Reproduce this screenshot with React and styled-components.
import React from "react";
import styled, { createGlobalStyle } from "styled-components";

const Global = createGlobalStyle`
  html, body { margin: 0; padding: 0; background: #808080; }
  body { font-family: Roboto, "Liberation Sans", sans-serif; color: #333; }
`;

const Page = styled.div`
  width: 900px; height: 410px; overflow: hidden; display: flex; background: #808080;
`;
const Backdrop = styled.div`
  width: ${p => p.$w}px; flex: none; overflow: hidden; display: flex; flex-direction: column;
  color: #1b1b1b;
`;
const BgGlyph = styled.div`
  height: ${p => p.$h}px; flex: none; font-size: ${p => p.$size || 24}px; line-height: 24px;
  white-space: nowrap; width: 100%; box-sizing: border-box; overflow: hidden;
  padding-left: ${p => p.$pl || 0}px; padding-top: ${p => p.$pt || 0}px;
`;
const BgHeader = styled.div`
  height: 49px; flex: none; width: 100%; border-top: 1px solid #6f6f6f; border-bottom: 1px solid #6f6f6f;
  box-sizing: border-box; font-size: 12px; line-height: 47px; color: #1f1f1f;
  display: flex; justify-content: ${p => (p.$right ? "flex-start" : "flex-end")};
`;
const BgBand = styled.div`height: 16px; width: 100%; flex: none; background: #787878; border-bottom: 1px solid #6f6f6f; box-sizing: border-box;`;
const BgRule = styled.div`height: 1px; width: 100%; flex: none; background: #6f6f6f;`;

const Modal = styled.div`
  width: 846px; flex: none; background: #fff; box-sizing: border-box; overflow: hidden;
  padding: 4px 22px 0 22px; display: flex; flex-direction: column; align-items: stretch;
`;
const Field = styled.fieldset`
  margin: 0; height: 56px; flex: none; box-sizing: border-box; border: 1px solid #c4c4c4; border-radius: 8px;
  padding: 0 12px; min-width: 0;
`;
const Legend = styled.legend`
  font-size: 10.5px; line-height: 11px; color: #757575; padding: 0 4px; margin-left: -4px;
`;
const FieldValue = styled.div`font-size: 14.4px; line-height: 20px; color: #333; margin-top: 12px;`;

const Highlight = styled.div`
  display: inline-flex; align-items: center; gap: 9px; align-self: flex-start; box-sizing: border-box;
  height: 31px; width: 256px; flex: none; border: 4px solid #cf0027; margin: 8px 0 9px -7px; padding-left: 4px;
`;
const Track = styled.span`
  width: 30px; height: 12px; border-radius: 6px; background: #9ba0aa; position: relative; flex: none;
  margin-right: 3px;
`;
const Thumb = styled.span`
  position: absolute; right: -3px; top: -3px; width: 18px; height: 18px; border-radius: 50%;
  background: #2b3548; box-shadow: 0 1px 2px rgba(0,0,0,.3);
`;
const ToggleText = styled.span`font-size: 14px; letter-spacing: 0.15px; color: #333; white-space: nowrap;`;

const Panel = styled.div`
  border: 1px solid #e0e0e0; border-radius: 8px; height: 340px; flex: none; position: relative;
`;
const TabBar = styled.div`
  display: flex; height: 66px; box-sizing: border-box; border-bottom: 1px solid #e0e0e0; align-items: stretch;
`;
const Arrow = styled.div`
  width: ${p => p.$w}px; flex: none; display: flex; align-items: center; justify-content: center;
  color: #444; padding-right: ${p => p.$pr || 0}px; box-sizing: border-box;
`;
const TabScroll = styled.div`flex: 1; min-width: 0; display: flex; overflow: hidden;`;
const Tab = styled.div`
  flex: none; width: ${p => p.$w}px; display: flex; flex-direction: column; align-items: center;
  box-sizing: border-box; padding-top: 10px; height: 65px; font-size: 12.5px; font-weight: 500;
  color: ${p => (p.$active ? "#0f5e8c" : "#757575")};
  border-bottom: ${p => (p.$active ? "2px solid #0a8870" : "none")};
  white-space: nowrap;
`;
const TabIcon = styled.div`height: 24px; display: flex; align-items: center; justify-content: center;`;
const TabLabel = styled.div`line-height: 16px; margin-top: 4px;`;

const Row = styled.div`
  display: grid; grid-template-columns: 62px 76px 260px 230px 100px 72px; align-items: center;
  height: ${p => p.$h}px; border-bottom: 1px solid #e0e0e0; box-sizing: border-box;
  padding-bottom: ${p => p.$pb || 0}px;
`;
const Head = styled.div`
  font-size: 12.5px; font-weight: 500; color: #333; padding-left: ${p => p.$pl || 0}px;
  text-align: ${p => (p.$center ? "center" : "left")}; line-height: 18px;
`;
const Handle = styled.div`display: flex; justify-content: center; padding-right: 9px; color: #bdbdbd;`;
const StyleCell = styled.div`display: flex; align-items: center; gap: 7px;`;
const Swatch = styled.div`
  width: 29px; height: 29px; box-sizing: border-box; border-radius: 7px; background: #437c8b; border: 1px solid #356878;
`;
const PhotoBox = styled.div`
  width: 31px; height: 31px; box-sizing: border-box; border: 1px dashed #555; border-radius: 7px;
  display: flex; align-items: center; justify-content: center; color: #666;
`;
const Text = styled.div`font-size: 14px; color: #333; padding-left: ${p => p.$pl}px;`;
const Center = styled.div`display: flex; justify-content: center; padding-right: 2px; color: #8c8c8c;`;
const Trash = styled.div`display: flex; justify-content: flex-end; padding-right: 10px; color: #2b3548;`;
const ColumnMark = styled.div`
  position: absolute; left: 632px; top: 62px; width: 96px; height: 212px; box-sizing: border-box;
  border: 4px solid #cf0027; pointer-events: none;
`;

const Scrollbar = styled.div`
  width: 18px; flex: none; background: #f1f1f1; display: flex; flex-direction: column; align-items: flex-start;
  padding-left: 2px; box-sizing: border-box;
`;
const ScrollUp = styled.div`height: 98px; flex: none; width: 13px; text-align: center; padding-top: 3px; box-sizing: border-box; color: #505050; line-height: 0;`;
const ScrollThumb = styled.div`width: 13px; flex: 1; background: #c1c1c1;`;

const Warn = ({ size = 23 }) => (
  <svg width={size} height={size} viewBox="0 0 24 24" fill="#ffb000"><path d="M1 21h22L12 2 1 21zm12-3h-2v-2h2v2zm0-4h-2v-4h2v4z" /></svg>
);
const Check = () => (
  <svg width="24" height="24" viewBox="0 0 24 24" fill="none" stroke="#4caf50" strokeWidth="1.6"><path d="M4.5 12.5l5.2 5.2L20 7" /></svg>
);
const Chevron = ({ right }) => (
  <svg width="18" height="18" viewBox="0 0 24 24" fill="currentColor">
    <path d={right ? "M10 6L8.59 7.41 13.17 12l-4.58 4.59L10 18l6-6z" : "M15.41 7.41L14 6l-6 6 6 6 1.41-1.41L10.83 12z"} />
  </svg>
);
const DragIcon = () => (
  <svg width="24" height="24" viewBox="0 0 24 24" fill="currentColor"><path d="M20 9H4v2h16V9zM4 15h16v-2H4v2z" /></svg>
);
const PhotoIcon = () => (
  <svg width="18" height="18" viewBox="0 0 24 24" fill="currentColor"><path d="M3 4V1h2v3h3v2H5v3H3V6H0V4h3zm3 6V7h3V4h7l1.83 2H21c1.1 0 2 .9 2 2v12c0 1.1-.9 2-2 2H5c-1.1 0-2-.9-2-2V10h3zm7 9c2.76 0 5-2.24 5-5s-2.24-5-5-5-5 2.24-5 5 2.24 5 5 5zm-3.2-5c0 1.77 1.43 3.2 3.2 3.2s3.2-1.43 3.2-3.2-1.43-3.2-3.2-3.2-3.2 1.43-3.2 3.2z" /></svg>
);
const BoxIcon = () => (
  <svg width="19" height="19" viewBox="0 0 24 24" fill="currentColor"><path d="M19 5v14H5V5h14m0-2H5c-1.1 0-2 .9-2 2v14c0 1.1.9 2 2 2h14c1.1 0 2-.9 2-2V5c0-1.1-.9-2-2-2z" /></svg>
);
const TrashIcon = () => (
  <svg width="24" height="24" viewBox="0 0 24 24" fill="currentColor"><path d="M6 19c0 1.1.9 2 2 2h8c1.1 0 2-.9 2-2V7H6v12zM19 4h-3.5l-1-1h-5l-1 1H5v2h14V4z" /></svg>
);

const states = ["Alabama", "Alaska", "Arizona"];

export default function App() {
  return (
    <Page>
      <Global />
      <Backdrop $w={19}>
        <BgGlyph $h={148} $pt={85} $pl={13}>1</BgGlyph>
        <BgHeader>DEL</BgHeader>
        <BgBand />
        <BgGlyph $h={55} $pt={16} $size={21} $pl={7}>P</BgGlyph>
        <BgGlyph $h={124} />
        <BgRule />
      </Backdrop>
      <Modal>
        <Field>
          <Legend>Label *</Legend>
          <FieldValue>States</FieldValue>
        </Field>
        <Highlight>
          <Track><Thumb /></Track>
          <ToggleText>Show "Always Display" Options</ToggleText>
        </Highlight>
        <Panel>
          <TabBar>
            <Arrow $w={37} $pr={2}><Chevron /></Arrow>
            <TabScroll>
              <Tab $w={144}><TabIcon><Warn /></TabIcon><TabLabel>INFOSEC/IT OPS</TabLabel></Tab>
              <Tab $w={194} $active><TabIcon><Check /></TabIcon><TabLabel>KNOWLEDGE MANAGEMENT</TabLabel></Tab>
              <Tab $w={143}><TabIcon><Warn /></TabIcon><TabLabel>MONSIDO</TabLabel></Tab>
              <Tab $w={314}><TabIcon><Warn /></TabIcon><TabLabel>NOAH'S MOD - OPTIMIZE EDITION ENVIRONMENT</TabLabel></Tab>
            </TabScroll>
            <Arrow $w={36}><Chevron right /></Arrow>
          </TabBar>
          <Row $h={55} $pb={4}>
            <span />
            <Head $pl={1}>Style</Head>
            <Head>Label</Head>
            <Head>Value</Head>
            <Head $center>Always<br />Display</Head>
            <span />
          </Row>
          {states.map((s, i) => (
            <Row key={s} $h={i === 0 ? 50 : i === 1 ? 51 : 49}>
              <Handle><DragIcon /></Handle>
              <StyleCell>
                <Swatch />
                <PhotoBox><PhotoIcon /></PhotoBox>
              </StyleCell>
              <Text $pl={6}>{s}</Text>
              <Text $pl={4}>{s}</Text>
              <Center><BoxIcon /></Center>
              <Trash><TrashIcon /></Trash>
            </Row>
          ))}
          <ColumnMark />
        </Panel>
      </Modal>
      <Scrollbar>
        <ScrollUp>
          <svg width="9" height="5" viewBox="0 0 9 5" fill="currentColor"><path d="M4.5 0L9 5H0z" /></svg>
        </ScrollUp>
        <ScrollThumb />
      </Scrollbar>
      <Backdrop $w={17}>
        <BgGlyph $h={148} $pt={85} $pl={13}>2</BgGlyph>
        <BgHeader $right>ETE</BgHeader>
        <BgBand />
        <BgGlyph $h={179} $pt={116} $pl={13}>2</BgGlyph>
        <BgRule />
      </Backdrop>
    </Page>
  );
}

···

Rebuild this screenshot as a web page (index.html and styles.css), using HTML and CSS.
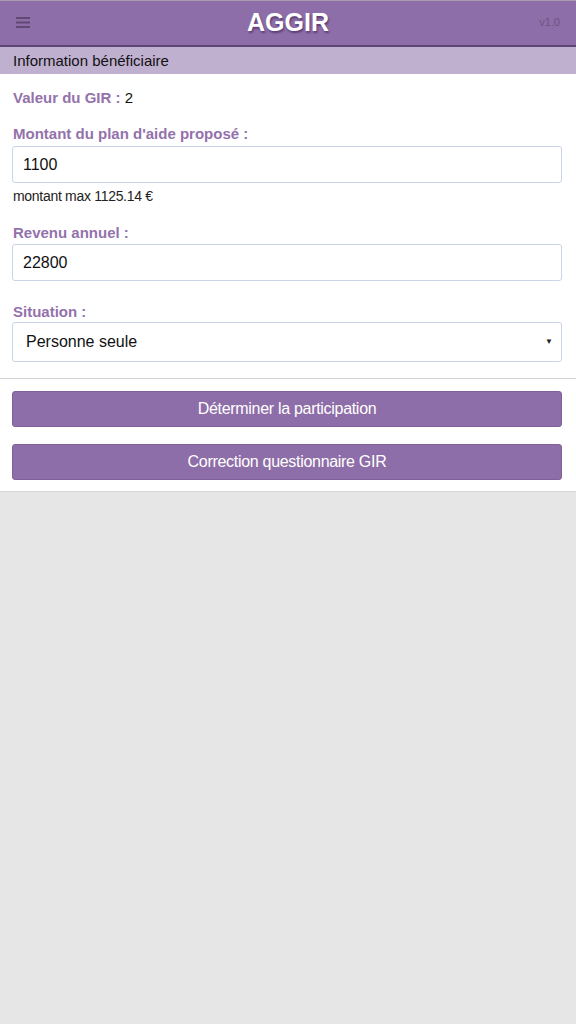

···

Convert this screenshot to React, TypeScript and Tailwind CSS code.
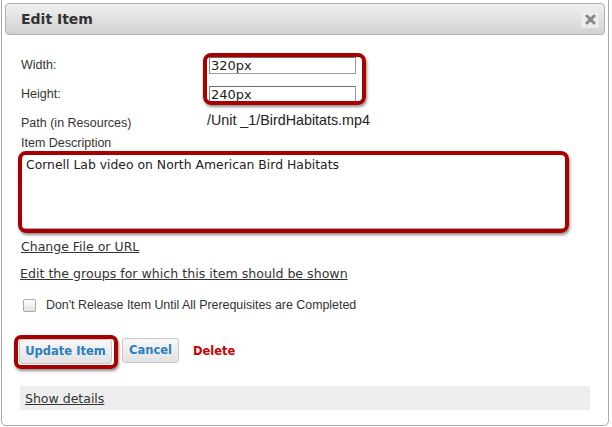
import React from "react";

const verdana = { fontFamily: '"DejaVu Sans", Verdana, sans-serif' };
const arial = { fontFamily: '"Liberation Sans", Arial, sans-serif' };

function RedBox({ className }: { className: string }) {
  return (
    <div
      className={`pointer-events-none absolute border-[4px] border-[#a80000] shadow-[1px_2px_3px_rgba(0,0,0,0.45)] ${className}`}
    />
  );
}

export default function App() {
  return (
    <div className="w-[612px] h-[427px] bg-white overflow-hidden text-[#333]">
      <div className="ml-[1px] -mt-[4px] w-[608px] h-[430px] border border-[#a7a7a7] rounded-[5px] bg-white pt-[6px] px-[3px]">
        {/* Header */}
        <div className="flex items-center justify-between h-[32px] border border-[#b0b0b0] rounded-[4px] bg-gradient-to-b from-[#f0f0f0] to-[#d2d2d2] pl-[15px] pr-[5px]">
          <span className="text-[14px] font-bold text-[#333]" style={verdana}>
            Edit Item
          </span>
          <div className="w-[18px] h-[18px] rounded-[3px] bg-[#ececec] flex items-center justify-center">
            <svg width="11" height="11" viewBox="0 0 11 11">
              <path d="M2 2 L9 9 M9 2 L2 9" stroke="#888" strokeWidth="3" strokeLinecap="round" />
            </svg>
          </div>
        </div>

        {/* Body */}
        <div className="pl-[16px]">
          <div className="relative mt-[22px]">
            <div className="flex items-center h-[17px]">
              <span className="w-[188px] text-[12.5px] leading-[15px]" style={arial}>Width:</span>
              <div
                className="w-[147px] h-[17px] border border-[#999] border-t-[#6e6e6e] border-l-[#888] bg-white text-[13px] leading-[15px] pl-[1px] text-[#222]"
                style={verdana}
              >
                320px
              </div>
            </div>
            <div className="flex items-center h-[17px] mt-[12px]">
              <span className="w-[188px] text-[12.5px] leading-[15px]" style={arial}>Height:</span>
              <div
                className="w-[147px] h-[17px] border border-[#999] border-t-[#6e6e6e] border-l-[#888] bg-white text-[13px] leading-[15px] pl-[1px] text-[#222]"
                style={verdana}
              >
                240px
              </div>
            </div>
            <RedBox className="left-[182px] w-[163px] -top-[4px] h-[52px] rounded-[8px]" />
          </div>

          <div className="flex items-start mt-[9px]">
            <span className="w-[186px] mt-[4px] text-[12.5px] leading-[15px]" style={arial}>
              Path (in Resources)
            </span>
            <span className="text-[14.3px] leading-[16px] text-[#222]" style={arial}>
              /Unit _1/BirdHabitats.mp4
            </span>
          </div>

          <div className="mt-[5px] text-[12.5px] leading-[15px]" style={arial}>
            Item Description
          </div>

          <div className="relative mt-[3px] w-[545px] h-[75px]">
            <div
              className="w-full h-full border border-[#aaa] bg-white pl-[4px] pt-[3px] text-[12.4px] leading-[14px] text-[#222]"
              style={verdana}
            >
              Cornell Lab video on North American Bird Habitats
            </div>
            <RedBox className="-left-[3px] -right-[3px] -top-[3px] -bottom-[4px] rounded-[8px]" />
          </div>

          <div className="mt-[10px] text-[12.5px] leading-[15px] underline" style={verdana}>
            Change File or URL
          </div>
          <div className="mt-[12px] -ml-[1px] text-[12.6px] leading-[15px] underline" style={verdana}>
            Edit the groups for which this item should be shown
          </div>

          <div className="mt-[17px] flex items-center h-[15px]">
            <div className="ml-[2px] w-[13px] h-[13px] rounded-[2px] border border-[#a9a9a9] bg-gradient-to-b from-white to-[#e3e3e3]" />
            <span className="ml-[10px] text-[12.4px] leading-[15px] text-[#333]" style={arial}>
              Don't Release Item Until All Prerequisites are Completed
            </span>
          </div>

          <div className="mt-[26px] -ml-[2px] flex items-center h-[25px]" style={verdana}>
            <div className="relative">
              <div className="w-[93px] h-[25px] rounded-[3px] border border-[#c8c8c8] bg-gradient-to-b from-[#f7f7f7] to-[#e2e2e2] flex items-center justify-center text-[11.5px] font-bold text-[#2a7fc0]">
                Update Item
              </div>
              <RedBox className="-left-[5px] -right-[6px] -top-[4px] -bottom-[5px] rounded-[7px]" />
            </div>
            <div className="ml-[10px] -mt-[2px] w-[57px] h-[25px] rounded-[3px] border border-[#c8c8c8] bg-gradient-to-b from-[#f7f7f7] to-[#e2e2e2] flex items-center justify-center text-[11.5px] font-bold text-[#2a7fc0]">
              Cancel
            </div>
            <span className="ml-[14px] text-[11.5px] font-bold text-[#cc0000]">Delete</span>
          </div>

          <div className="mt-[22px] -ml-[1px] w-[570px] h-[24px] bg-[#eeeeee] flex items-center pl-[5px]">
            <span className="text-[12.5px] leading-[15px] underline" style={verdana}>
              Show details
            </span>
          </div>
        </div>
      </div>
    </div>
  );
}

···

Locate each line containing the string "React" and show it.

Reproduce this screenshot with React and styled-components.
import React from "react";
Convert this screenshot to React, TypeScript and Tailwind CSS code.
import React from "react";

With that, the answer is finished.